Search the data for the word "this" and copy every line that contains it.
Source data start
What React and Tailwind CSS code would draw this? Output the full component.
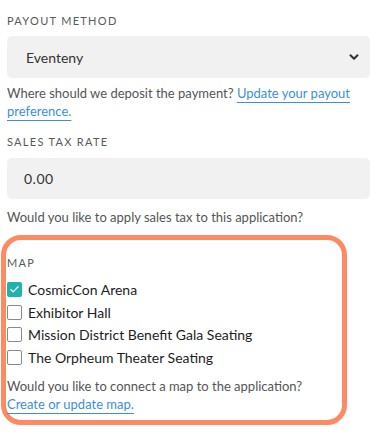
import { ChevronDown, Check } from "lucide-react";

const maps = [
    { name: 'CosmicCon Arena', checked: true },
    { name: 'Exhibitor Hall', checked: false },
    { name: 'Mission District Benefit Gala Seating', checked: false },
    { name: 'The Orpheum Theater Seating', checked: false },
];

const Label = ({ children }) => (
    <div className="text-[11px] leading-[14px] tracking-[1.3px] uppercase text-[#5a5a5a]">{children}</div>
);

export default function App() {
    return (
        <div className="w-[381px] h-[434px] bg-white font-['Lato',sans-serif] text-[13px] overflow-hidden">
            <div className="pl-[7px] pr-[11px] pt-[14px]">
                {/* Payout method */}
                <Label>Payout Method</Label>
                <div className="mt-[8px] h-[42px] rounded-[5px] bg-[#f1f1f1] flex items-center justify-between pl-[19px] pr-[9px]">
                    <span className="text-[14px] text-[#333]">Eventeny</span>
                    <ChevronDown size={14} strokeWidth={3.5} className="text-[#333]" />
                </div>
                <p className="mt-[6px] leading-[18px] text-[#555]">
                    Where should we deposit the payment?{' '}
                    <a className="text-[#3d8fd6] underline decoration-1 underline-offset-[4px]">Update your payout preference.</a>
                </p>

                {/* Sales tax */}
                <div className="mt-[15px]"><Label>Sales Tax Rate</Label></div>
                <div className="mt-[9px] h-[41px] rounded-[5px] bg-[#f1f1f1] flex items-center pl-[17px]">
                    <span className="text-[14px] text-[#333] tracking-[0.5px]">0.00</span>
                </div>
                <p className="mt-[9px] leading-[18px] text-[#555]">Would you like to apply sales tax to this application?</p>
            </div>

            {/* Map (highlighted) */}
            <div className="mt-[9px] ml-[1px] w-[346px] h-[190px] border-[5px] border-[#fd8a62] rounded-[20px] pl-[1px] pt-[16px]">
                <Label>Map</Label>
                <div className="mt-[12px] flex flex-col gap-[7.5px]">
                    {maps.map((m) => (
                        <div key={m.name} className="flex items-center h-[15px]">
                            {m.checked ? (
                                <div className="w-[15px] h-[15px] rounded-[2px] bg-[#20b3ad] flex items-center justify-center">
                                    <Check size={11} strokeWidth={2.5} className="text-white" />
                                </div>
                            ) : (
                                <div className="w-[15px] h-[15px] rounded-[2px] border border-[#8a8a8a] bg-white" />
                            )}
                            <span className="ml-[6px] text-[14px] text-[#1d1d1d]">{m.name}</span>
                        </div>
                    ))}
                </div>
                <p className="mt-[12px] leading-[18px] text-[#555]">
                    Would you like to connect a map to the application?
                    <br />
                    <a className="text-[#3d8fd6] underline decoration-1 underline-offset-[4px]">Create or update map.</a>
                </p>
            </div>
        </div>
    );
}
Source data end
## Reply
What React and Tailwind CSS code would draw this? Output the full component.
                <p className="mt-[9px] leading-[18px] text-[#555]">Would you like to apply sales tax to this application?</p>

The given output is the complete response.